Coimbatore: Having ridden the industrial growth wave to expand in this textile and manufacturing hub, but now seeing brighter prospects elsewhere, a group of Coimbatore industrialists are planning to make their money work for them by setting up a private equity (PE) fund of at least Rs 100 crore.
“Right now, most of us have cash cow companies,” said Annush Ramasamy, president of SPM Ltd, which runs some of the textile operations of the diversified nearly-$500 million (around Rs 2,450 crore) KG Group, whose flagship business is yarn and fabric manufacture.
“Most of us are wondering where the next growth will come from,” said Ramasamy, who is spearheading the effort to set up the fund.
Industry group-sponsored PE funds have so far been “a double-edged sword”, said K. Ramakrishnan, executive director of Chennai-based investment bank Spark Capital, which facilitates private equity investments.
Entrepreneurs looking for capital generally prefer independent funds over those backed by corporate houses, he said, because “the worry is that these funds may not have the maturity and balance to take the ups and downs of a start-up business”.
Some corporate-backed PE funds—such as those started by Reliance Equity Advisors (India) Ltd, Aditya Birla Capital Advisors Pvt. Ltd and Tata Capital Ltd—include third-party investment and therefore have a governance structure in place, a factor that could determine the success of such a venture, Ramakrishnan said.
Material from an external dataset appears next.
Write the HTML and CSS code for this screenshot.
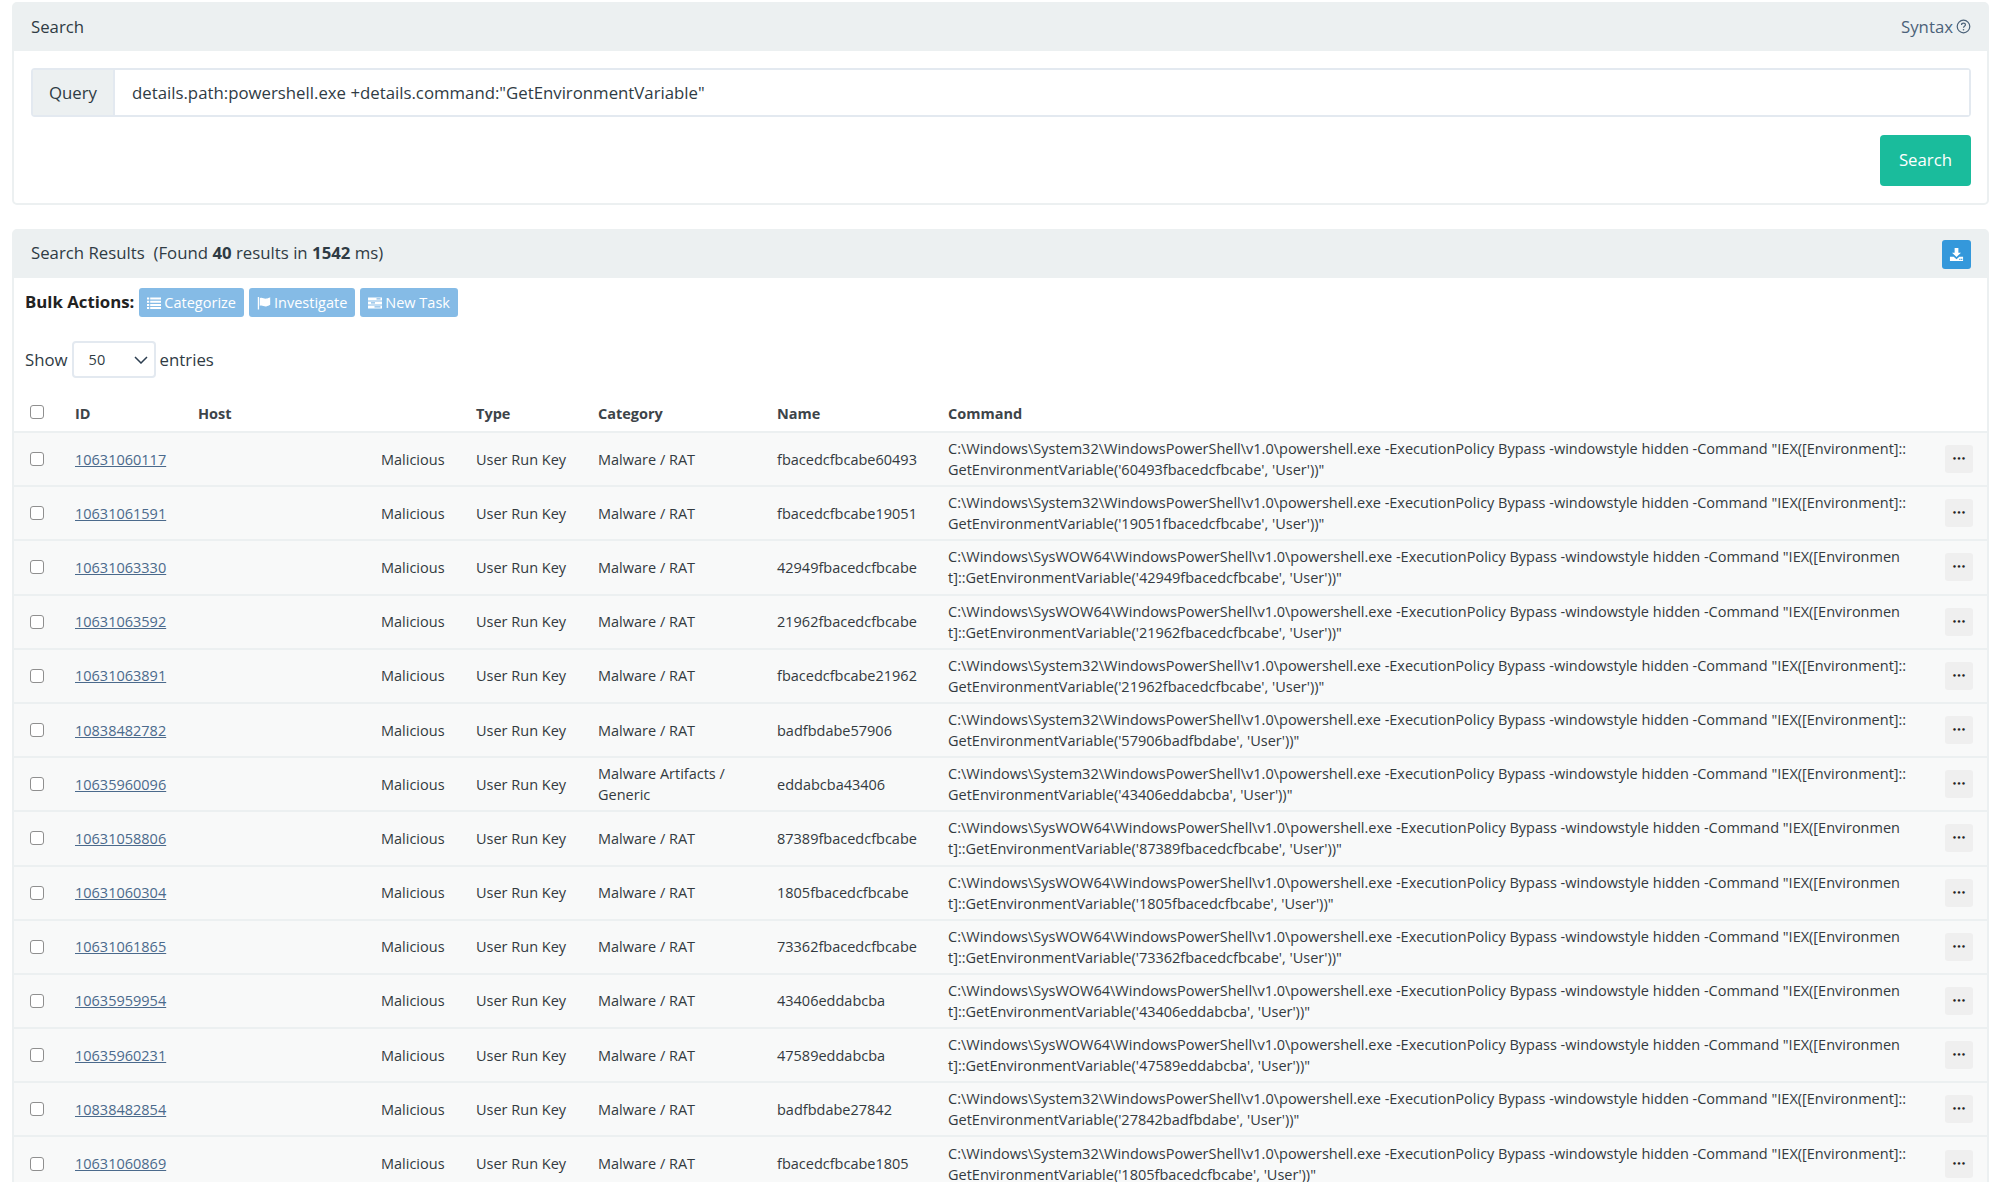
FILE: index.html
```html
<!DOCTYPE html>
<html lang="en">
<head>
<meta charset="utf-8">
<title>Search</title>
<link rel="stylesheet" href="styles.css">
</head>
<body>
<div class="page">
  <section class="panel panel-search">
    <header class="panel-head">
      <span>Search</span>
      <a class="syntax" href="#">Syntax
        <svg class="help" viewBox="0 0 16 16" width="15" height="15"><circle cx="8" cy="8" r="6.7" fill="none" stroke="currentColor" stroke-width="1.3"/><path d="M5.9 6.3c0-1.2 1-1.9 2.1-1.9s2.1.7 2.1 1.8c0 1.7-2.1 1.6-2.1 3.2" fill="none" stroke="currentColor" stroke-width="1.3"/><circle cx="8" cy="11.5" r=".85" fill="currentColor"/></svg>
      </a>
    </header>
    <div class="search-body">
      <div class="input-group">
        <span class="addon">Query</span>
        <input class="query" type="text" value='details.path:powershell.exe +details.command:"GetEnvironmentVariable"'>
      </div>
      <div class="search-actions"><button class="btn-search" type="button">Search</button></div>
    </div>
  </section>

  <section class="panel panel-results">
    <header class="panel-head">
      <span>Search Results&nbsp; (Found <b>40</b> results in <b>1542</b> ms)</span>
      <button class="btn-download" type="button" aria-label="Download">
        <svg viewBox="0 0 16 16" width="15" height="15"><path fill="#fff" d="M6 1h4v5h2.8L8 10.6 3.2 6H6z"/><path fill="#fff" d="M1 10.5h4l3 2.6 3-2.6h4V15H1z"/><path fill="#3498db" d="M11 12.6h1.2v1.2H11zM13 12.6h1.2v1.2H13z"/></svg>
      </button>
    </header>
    <div class="results-body">
      <div class="bulk">
        <strong class="bulk-label">Bulk Actions:</strong>
        <button class="btn-bulk" type="button"><svg viewBox="0 0 14 14" width="14" height="14"><path fill="#fff" d="M0 1.5h2.2v2H0zM3.2 1.5H14v2H3.2zM0 4.7h2.2v2H0zM3.2 4.7H14v2H3.2zM0 7.9h2.2v2H0zM3.2 7.9H14v2H3.2zM0 11.1h2.2v2H0zM3.2 11.1H14v2H3.2z"/></svg>Categorize</button>
        <button class="btn-bulk" type="button"><svg viewBox="0 0 14 14" width="14" height="14"><path fill="#fff" d="M.8 1h1.3v12.5H.8zM2.8 2.2C5 .9 7 3 9.2 2.6c1.4-.2 2.9-.9 4-1.4v7.6c-1.1.7-2.5 1.4-4 1.6-2.3.3-4.2-1.7-6.4-.6z"/></svg>Investigate</button>
        <button class="btn-bulk" type="button"><svg viewBox="0 0 14 14" width="14" height="14"><path fill="#fff" d="M0 1.5h14v3H0zM0 5.5h14v3H0zM0 9.5h14v3H0z"/><path fill="#85bbe6" d="M8.5 2.3h4v1.3h-4zM3 6.3h4v1.3H3zM6.5 10.3h6v1.3h-6z"/></svg>New Task</button>
      </div>
      <div class="length">
        <span>Show</span>
        <span class="select-wrap">
          <select class="length-select"><option>50</option></select>
          <svg class="chevron" viewBox="0 0 14 8" width="14" height="8"><path d="M1 1l6 6 6-6" fill="none" stroke="#2c3e50" stroke-width="1.5"/></svg>
        </span>
        <span>entries</span>
      </div>
      <table class="results">
        <colgroup>
          <col class="c-check"><col class="c-id"><col class="c-host"><col class="c-status"><col class="c-type"><col class="c-cat"><col class="c-name"><col class="c-cmd"><col class="c-act">
        </colgroup>
        <thead>
          <tr><th><input class="check" type="checkbox"></th><th>ID</th><th>Host</th><th></th><th>Type</th><th>Category</th><th>Name</th><th>Command</th><th></th></tr>
        </thead>
        <tbody>
          <tr><td><input class="check" type="checkbox"></td><td><a href="#">10631060117</a></td><td></td><td>Malicious</td><td>User Run Key</td><td>Malware / RAT</td><td>fbacedcfbcabe60493</td><td class="cmd">C:\Windows\System32\WindowsPowerShell\v1.0\powershell.exe -ExecutionPolicy Bypass -windowstyle hidden -Command "IEX([Environment]::GetEnvironmentVariable('60493fbacedcfbcabe', 'User'))"</td><td><button class="more" type="button">•••</button></td></tr>
          <tr><td><input class="check" type="checkbox"></td><td><a href="#">10631061591</a></td><td></td><td>Malicious</td><td>User Run Key</td><td>Malware / RAT</td><td>fbacedcfbcabe19051</td><td class="cmd">C:\Windows\System32\WindowsPowerShell\v1.0\powershell.exe -ExecutionPolicy Bypass -windowstyle hidden -Command "IEX([Environment]::GetEnvironmentVariable('19051fbacedcfbcabe', 'User'))"</td><td><button class="more" type="button">•••</button></td></tr>
          <tr><td><input class="check" type="checkbox"></td><td><a href="#">10631063330</a></td><td></td><td>Malicious</td><td>User Run Key</td><td>Malware / RAT</td><td>42949fbacedcfbcabe</td><td class="cmd">C:\Windows\SysWOW64\WindowsPowerShell\v1.0\powershell.exe -ExecutionPolicy Bypass -windowstyle hidden -Command "IEX([Environment]::GetEnvironmentVariable('42949fbacedcfbcabe', 'User'))"</td><td><button class="more" type="button">•••</button></td></tr>
          <tr><td><input class="check" type="checkbox"></td><td><a href="#">10631063592</a></td><td></td><td>Malicious</td><td>User Run Key</td><td>Malware / RAT</td><td>21962fbacedcfbcabe</td><td class="cmd">C:\Windows\SysWOW64\WindowsPowerShell\v1.0\powershell.exe -ExecutionPolicy Bypass -windowstyle hidden -Command "IEX([Environment]::GetEnvironmentVariable('21962fbacedcfbcabe', 'User'))"</td><td><button class="more" type="button">•••</button></td></tr>
          <tr><td><input class="check" type="checkbox"></td><td><a href="#">10631063891</a></td><td></td><td>Malicious</td><td>User Run Key</td><td>Malware / RAT</td><td>fbacedcfbcabe21962</td><td class="cmd">C:\Windows\System32\WindowsPowerShell\v1.0\powershell.exe -ExecutionPolicy Bypass -windowstyle hidden -Command "IEX([Environment]::GetEnvironmentVariable('21962fbacedcfbcabe', 'User'))"</td><td><button class="more" type="button">•••</button></td></tr>
          <tr><td><input class="check" type="checkbox"></td><td><a href="#">10838482782</a></td><td></td><td>Malicious</td><td>User Run Key</td><td>Malware / RAT</td><td>badfbdabe57906</td><td class="cmd">C:\Windows\System32\WindowsPowerShell\v1.0\powershell.exe -ExecutionPolicy Bypass -windowstyle hidden -Command "IEX([Environment]::GetEnvironmentVariable('57906badfbdabe', 'User'))"</td><td><button class="more" type="button">•••</button></td></tr>
          <tr><td><input class="check" type="checkbox"></td><td><a href="#">10635960096</a></td><td></td><td>Malicious</td><td>User Run Key</td><td>Malware Artifacts / Generic</td><td>eddabcba43406</td><td class="cmd">C:\Windows\System32\WindowsPowerShell\v1.0\powershell.exe -ExecutionPolicy Bypass -windowstyle hidden -Command "IEX([Environment]::GetEnvironmentVariable('43406eddabcba', 'User'))"</td><td><button class="more" type="button">•••</button></td></tr>
          <tr><td><input class="check" type="checkbox"></td><td><a href="#">10631058806</a></td><td></td><td>Malicious</td><td>User Run Key</td><td>Malware / RAT</td><td>87389fbacedcfbcabe</td><td class="cmd">C:\Windows\SysWOW64\WindowsPowerShell\v1.0\powershell.exe -ExecutionPolicy Bypass -windowstyle hidden -Command "IEX([Environment]::GetEnvironmentVariable('87389fbacedcfbcabe', 'User'))"</td><td><button class="more" type="button">•••</button></td></tr>
          <tr><td><input class="check" type="checkbox"></td><td><a href="#">10631060304</a></td><td></td><td>Malicious</td><td>User Run Key</td><td>Malware / RAT</td><td>1805fbacedcfbcabe</td><td class="cmd">C:\Windows\SysWOW64\WindowsPowerShell\v1.0\powershell.exe -ExecutionPolicy Bypass -windowstyle hidden -Command "IEX([Environment]::GetEnvironmentVariable('1805fbacedcfbcabe', 'User'))"</td><td><button class="more" type="button">•••</button></td></tr>
          <tr><td><input class="check" type="checkbox"></td><td><a href="#">10631061865</a></td><td></td><td>Malicious</td><td>User Run Key</td><td>Malware / RAT</td><td>73362fbacedcfbcabe</td><td class="cmd">C:\Windows\SysWOW64\WindowsPowerShell\v1.0\powershell.exe -ExecutionPolicy Bypass -windowstyle hidden -Command "IEX([Environment]::GetEnvironmentVariable('73362fbacedcfbcabe', 'User'))"</td><td><button class="more" type="button">•••</button></td></tr>
          <tr><td><input class="check" type="checkbox"></td><td><a href="#">10635959954</a></td><td></td><td>Malicious</td><td>User Run Key</td><td>Malware / RAT</td><td>43406eddabcba</td><td class="cmd">C:\Windows\SysWOW64\WindowsPowerShell\v1.0\powershell.exe -ExecutionPolicy Bypass -windowstyle hidden -Command "IEX([Environment]::GetEnvironmentVariable('43406eddabcba', 'User'))"</td><td><button class="more" type="button">•••</button></td></tr>
          <tr><td><input class="check" type="checkbox"></td><td><a href="#">10635960231</a></td><td></td><td>Malicious</td><td>User Run Key</td><td>Malware / RAT</td><td>47589eddabcba</td><td class="cmd">C:\Windows\SysWOW64\WindowsPowerShell\v1.0\powershell.exe -ExecutionPolicy Bypass -windowstyle hidden -Command "IEX([Environment]::GetEnvironmentVariable('47589eddabcba', 'User'))"</td><td><button class="more" type="button">•••</button></td></tr>
          <tr><td><input class="check" type="checkbox"></td><td><a href="#">10838482854</a></td><td></td><td>Malicious</td><td>User Run Key</td><td>Malware / RAT</td><td>badfbdabe27842</td><td class="cmd">C:\Windows\System32\WindowsPowerShell\v1.0\powershell.exe -ExecutionPolicy Bypass -windowstyle hidden -Command "IEX([Environment]::GetEnvironmentVariable('27842badfbdabe', 'User'))"</td><td><button class="more" type="button">•••</button></td></tr>
          <tr><td><input class="check" type="checkbox"></td><td><a href="#">10631060869</a></td><td></td><td>Malicious</td><td>User Run Key</td><td>Malware / RAT</td><td>fbacedcfbcabe1805</td><td class="cmd">C:\Windows\System32\WindowsPowerShell\v1.0\powershell.exe -ExecutionPolicy Bypass -windowstyle hidden -Command "IEX([Environment]::GetEnvironmentVariable('1805fbacedcfbcabe', 'User'))"</td><td><button class="more" type="button">•••</button></td></tr>
        </tbody>
      </table>
    </div>
  </section>
</div>
</body>
</html>
```

FILE: styles.css
```css
* { box-sizing: border-box; }
html, body { margin: 0; padding: 0; height: 1182px; overflow: hidden; background: #fff; }
body { font-family: "Open Sans", "Noto Sans", sans-serif; font-size: 14.5px; line-height: 21px; color: #333a40; }
.page { padding: 2px 11px 0 12px; display: flex; flex-direction: column; gap: 24px; }
.panel { border: 2px solid #ecf0f1; border-radius: 5px; background: #fff; }
.panel-head { height: 47px; background: #ecf0f1; display: flex; align-items: center; justify-content: space-between; padding: 0 16px 2px 17px; font-size: 16.8px; color: #2f3b44; }
.syntax { color: #4b6279; text-decoration: none; display: flex; align-items: center; gap: 3px; }
.help { color: #4b6279; }

.search-body { padding: 17px 16px 17px 17px; }
.input-group { display: flex; height: 49px; border: 2px solid #e3e9f0; border-radius: 4px; }
.addon { width: 82px; background: #ecf0f1; border-right: 2px solid #e3e9f0; display: flex; align-items: center; justify-content: center; font-size: 16.8px; color: #2f3b44; flex: none; }
.query { flex: 1; border: 0; outline: 0; padding: 0 17px; font: 16.8px "Open Sans", sans-serif; color: #2f3b44; background: #fff; min-width: 0; }
.search-actions { display: flex; justify-content: flex-end; margin-top: 18px; }
.btn-search { width: 91px; height: 51px; padding: 0 0 2px; border: 0; border-radius: 4px; background: #1abc9c; color: #fff; font: 16.8px "Open Sans", sans-serif; }

.panel-results .panel-head { padding: 0 16px 0 17px; }
.panel-results .panel-head > span { padding-bottom: 4px; }
.btn-download { width: 29px; height: 29px; padding: 0; border: 0; border-radius: 3px; background: #3498db; display: flex; align-items: center; justify-content: center; }

.bulk { display: flex; align-items: center; gap: 5px; padding: 10px 0 0 11px; height: 39px; }
.bulk-label { font-size: 16.8px; font-weight: 700; color: #222; margin: 0 0 3px; }
.btn-bulk { height: 29px; padding: 0 8px; border: 0; border-radius: 3px; background: #85bbe6; color: #fff; font: 14.5px "Open Sans", sans-serif; display: flex; align-items: center; gap: 3px; }
.length { display: flex; align-items: center; gap: 4px; padding: 24px 0 0 11px; font-size: 16.8px; color: #2f3b44; }
.select-wrap { position: relative; display: block; }
.length-select { appearance: none; display: block; width: 84px; height: 37px; padding: 0 15px; border: 2px solid #e3e9f0; border-radius: 4px; background: #fff; font: 14.5px "Open Sans", sans-serif; color: #2f3b44; }
.chevron { position: absolute; right: 8px; top: 15px; pointer-events: none; }

.results { width: 100%; table-layout: fixed; border-collapse: separate; border-spacing: 0; margin-top: 17px; }
.c-check { width: 51px; } .c-id { width: 123px; } .c-host { width: 183px; } .c-status { width: 95px; }
.c-type { width: 122px; } .c-cat { width: 179px; } .c-name { width: 171px; } .c-act { width: 62px; }
.results th { text-align: left; font-weight: 700; font-size: 14.5px; color: #3d4449; padding: 4px 10px 7px; height: 36px; vertical-align: bottom; }
.results td { padding: 5.1px 10px; border-top: 2px solid #ecf0f1; background: #f8f9f9; vertical-align: middle; }
.results td:first-child { padding: 0 0 0 16px; }
.results th:first-child { padding: 0 0 12px 16px; }
.results td a { color: #4b6a8c; text-decoration: underline; }
.cmd { word-break: break-all; }
.check { appearance: none; display: block; width: 14px; height: 14px; margin: 0; border: 1.5px solid #8f8f8f; border-radius: 3px; background: #fff; }
.more { display: block; width: 28px; height: 28px; margin-left: 10px; padding: 0; border: 0; border-radius: 3px; background: #efefef; color: #222; font: 700 7px/28px "DejaVu Sans", sans-serif; }
```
Besides being a manufacturing centre for engineering products such as industrial pumps and auto components, Coimbatore is home to a large cluster of yarn-spinning mills. The region has 50% of the country’s spinning capacity, according to KG’s Ramasamy.
Now, however, manufacturing, bearing the direct impact of general economic and sector-specific vagaries, is looking slightly less lustrous to some industrialists here, relative to the new wealth generator, PE investment.
The planned sector-agnostic fund out of Coimbatore will focus on start-ups based in the city and its vicinity, leveraging the industrialist-investors’ knowledge and network in local business, politics and bureaucracy, Ramasamy said. This would help differentiate the fund from bigger players, and perhaps also attract their interest at a later stage, he said.
Interested investors have committed to at least Rs 100 crore for the fund, according to Ramasamy, who said it was early to reveal their names, with paperwork yet to be done. The group was still deciding on investment and exit strategies, and would likely be ready to launch the fund in six months, he said, adding that the KG Group would likely contribute Rs 20 crore to the corpus.
Ramasamy’s PE plan comes at a time when a steep fall in yarn prices have caused the KG Group’s revenue to drop by about 25% in the four months ended 31 August from a year earlier. The group’s revenue this fiscal may not grow significantly or may even decline from the $500 million it reported in 2010-11, Ramasamy said.
Though the downtown would be only temporary, “we see exponential growth coming only from PE companies, where we invest for a stake in high-growth companies, and facilitate their success”, he said.